Provided data ->

---

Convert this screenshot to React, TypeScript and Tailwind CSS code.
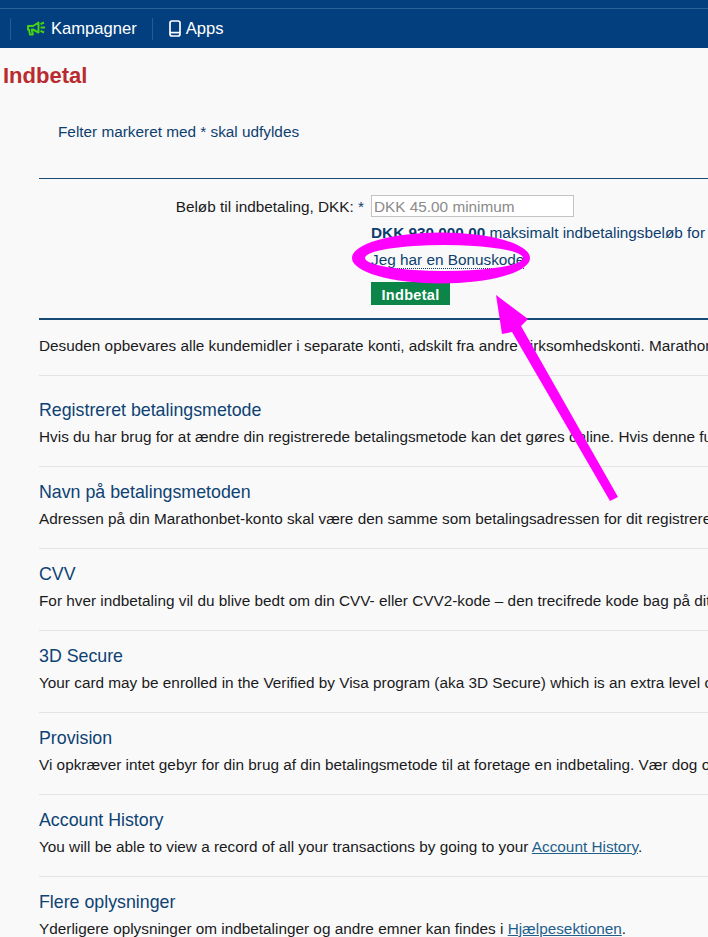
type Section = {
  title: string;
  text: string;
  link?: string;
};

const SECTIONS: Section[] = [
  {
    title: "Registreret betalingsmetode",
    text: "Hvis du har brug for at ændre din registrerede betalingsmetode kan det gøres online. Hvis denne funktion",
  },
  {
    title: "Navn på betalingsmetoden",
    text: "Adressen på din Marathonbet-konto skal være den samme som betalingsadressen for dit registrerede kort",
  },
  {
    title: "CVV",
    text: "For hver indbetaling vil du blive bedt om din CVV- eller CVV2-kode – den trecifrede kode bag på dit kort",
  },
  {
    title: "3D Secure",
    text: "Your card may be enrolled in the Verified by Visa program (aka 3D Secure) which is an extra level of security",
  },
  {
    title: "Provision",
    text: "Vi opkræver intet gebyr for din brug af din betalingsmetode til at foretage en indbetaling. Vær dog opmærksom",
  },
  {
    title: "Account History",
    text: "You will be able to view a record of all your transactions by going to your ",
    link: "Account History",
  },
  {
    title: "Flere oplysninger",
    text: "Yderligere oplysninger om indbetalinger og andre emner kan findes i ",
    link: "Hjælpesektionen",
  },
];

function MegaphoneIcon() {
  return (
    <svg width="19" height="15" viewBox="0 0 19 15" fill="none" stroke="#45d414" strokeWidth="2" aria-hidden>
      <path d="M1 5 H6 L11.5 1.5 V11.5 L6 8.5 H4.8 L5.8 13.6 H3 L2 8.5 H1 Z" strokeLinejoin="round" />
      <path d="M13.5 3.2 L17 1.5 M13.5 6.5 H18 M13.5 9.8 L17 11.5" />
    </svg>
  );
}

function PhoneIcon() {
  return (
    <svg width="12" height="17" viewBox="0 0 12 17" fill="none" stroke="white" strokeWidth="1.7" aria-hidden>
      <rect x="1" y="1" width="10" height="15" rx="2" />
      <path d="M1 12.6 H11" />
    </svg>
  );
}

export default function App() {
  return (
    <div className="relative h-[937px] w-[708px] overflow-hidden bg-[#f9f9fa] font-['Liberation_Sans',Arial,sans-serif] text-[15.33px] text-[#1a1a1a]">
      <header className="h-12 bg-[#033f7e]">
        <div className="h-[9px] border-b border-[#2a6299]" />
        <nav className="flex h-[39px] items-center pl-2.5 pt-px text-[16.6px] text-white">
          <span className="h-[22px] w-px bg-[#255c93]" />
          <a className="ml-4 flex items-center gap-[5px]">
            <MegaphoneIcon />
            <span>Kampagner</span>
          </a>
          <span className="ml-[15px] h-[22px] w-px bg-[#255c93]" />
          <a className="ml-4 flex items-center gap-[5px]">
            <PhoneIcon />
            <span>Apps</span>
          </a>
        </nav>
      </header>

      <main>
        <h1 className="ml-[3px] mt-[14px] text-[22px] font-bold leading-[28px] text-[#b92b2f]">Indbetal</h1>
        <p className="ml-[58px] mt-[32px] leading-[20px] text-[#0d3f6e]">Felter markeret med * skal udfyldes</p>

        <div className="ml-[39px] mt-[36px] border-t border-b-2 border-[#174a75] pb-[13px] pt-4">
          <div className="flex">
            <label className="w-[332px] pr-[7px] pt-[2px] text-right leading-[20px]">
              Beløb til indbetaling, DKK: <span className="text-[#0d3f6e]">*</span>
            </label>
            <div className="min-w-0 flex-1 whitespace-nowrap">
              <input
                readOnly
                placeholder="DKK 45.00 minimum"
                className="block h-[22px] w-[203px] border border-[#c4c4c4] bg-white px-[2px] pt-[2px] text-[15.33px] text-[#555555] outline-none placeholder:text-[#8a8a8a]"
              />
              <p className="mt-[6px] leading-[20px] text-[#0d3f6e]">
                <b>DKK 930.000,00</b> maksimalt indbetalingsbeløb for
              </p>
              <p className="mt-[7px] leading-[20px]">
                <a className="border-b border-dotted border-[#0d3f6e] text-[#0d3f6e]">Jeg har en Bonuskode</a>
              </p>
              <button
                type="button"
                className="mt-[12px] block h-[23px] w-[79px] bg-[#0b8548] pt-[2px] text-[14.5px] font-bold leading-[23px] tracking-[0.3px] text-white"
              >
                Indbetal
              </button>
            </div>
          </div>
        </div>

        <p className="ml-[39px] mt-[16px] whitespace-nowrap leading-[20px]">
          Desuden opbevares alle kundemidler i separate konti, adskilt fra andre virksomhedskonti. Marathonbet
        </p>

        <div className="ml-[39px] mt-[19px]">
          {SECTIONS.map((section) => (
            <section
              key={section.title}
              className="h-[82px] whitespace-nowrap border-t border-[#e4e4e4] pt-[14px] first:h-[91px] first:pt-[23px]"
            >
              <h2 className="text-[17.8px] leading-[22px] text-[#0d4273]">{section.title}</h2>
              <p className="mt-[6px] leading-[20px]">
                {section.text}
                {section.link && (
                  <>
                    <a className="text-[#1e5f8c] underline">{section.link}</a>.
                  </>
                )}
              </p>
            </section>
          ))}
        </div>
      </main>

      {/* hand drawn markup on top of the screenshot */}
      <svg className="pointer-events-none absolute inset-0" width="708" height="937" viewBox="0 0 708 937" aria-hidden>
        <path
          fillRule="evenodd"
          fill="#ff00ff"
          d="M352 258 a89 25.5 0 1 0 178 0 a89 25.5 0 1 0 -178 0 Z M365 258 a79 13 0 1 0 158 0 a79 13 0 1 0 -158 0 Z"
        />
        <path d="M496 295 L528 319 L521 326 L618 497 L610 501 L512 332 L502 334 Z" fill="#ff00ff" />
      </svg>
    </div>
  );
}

---

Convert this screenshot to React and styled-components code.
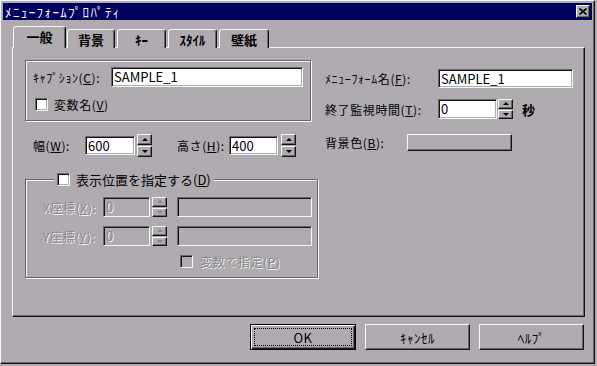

---

What is the number of lines that hold the string "this"? Reply with that number alone.

Full answer -> 2